Millet İttifakı’nda yer almak üzere Haydar Baş’ın ve Bağımsız Türkiye Partisi’nin giriştiği onca fedakarlığa rağmen maruz kaldığı muamele de içler acısıydı! Haydar Baş ve BTP’nin yetkili kurulları “siyasetin duayen ismi” eski Orman Bakanı Hasan Ekinci’yi CHP’yle seçim ittifakı görüşmeleri için tam yetkili olarak atadı. Bu ittifakın gerçekleşmesi için Baasçı Hüsnü Mahalli ve Sözcü yazarı Ümit Zileli’den kamuoyu araştırmacısı Hakan Bayrakçı ve Hürriyet yazarı Yalçın Bayer’e, Cumhuriyet Gazetesi’ne kadar epeyce kişi ve kurum devreye girdi.
BTP temsilcisi Hasan Ekinci ne kadar mütevazi ve fedakarca tutum sergilediklerini izah sadedinde şu tür cümleler de kurdu: “Biz BTP olarak seçime girmeyeceğiz, CHP'yi destekleyeceğiz ve böyle altın tepside bir şey sunuluyor size.” Sonuç ne mi oldu? İttifakın akıbeti konusunda Ekinci’nin telefonlarına değil Kılıçdaroğlu Bülent Tezcan bile çıkmadı. Nihayet BTP ortada kaldı ve son dakikada YSK’ya seçimlere katılmayacaklarına dair bildirimde bulundu. Üstelik bu bildirimin akabinde Cumhur İttifakı kadar Millet İttifakı’nı suçlayıcı beyanlar verildi.

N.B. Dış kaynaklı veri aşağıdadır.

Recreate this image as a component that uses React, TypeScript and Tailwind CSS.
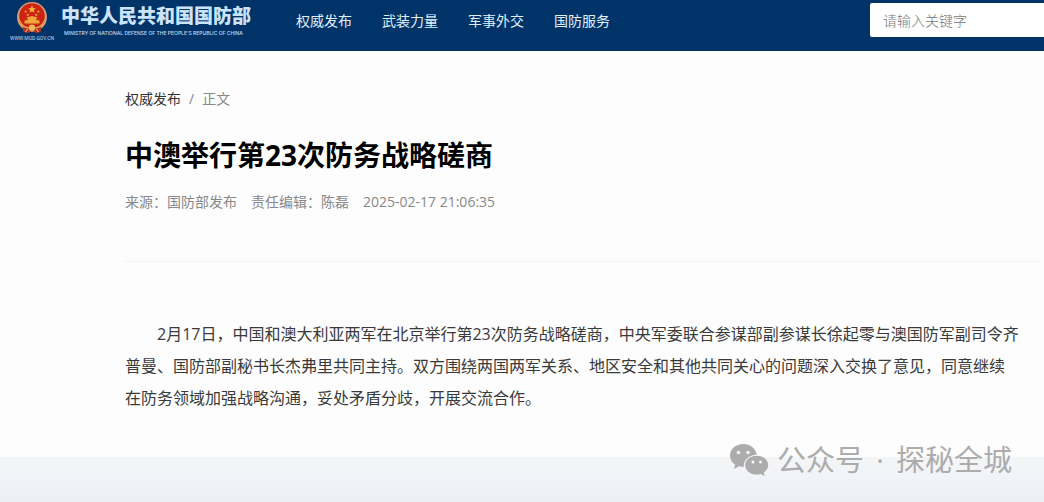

Attila İlhan’a referanslar vererek AK Parti’ye Kemalizm/Atatürkçülük kimliği giydirmeye heveslenen yanaşmalar bunlardan haberdar mı? Siyaseti ve toplumu ulusalcı-milliyetçi-Kemalist kadro ve ideolojilerin kuyruğuna takmak üzere konuşlanan trollerin kılavuzluğu bu ülkeye rezil bir akıbetten başkasını vadetmiyor, ilanen duyurulur!